3 Better Tools for Sales Traders: The OMS Reborn

By Peter Chapman

Also in this article

  • 3 Better Tools for Sales Traders: The OMS Reborn

As goes the sales trader, so goes the vendor.

Vendors selling trading and order management systems to the sellside are scrambling to rejigger their platforms to accommodate the rapidly changing role of the sales trader. Sales traders are being asked to take on more responsibilities for executing customer orders. As the number of position traders shrinks, orders that were once automatically routed to the trading desk are nowadays under the jurisdiction of the sales trader. The sales trader may work the order himself or simply monitor its progress while it is being worked by an algorithm.

"We are seeing more and more firms want to do this," says Jim Vassak, Bloomberg's exec in charge of order management. "We definitely see the sales trader taking on a bigger role."

No one keeps track of the number of sales and position traders in the equities business, but Bloomberg has as good a view as any. It maintains hundreds of thousands of terminals on trading desks worldwide. The bulk of the layoffs are in the past, says Vassak, but his firm still sees more decreases ahead on the position trading side.

Bloomberg, which caters to Tier II brokers and boutique-type firms, once offered its OMS (which comes with the Bloomberg terminal) with both a market making and a sales trader module.

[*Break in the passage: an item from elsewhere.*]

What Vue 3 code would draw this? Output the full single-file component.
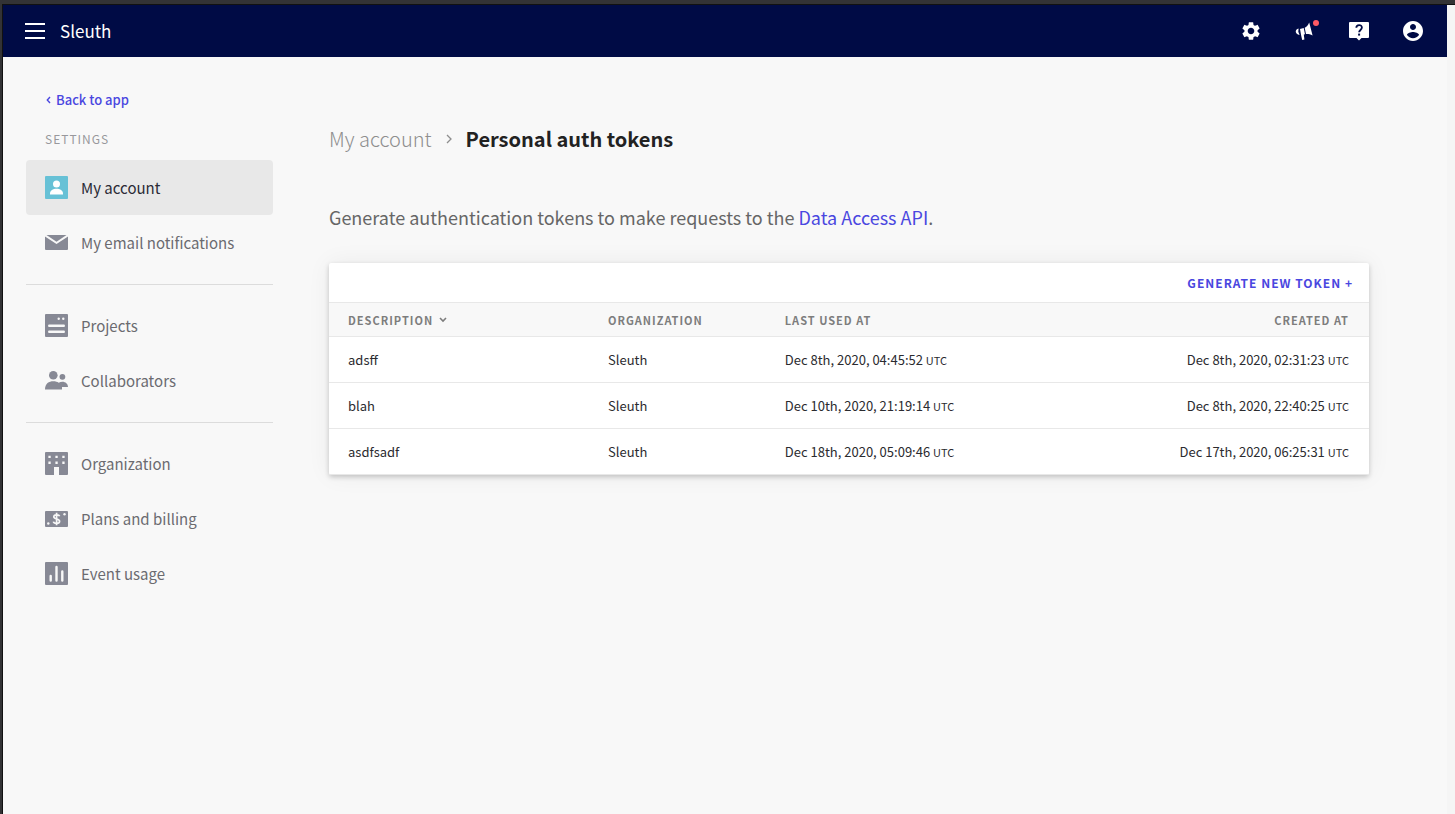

No longer.

Bloomberg recently mothballed its sales trader module and now offers a "hybrid trader" module instead. The hybrid platform contains all of the functionality of the execution trader module as well as the traditional sales trader functionality.

All of the sales traders using Bloomberg's OMS now process stock orders as well as perform their traditional customer-related duties.

"The sales trader has the same access to the market that the execution trader does," Vassak says. "He has his own position blotter, so he can execute the order, put it in the proper account and report it back to the customer at an average price."

Sungard Trading Systems/Brass, the OMS vendor with the most accounts, is also having to re-work its order management workhorse, Brass, to accommodate changes in the trading room. Sungard's Ralston Roberts describes three scenarios.

Consultants

At one end, sophisticated firms are trying to fashion their sales traders into so-called "execution consultants." These men and women are helping their customers make decisions as to how they should be executing their orders.

Should the client use a sponsored direct market access product? Should one use an algorithm? Or should the customer hand me the order to work with my block desk?

In the middle, the traditional sales trader is simply being asked to cope with an array of trading tools and new market centers.

And, at the opposite end, the sales trader is converging with the position trader. In this case, Roberts says, the firm has decided to opt out of committing capital and offer agency-only executions.

That means routing decisions. Orders may get directed into the marketplace or black boxes, for instance. Roberts calls the sales traders at these shops "universal" or hybrid traders.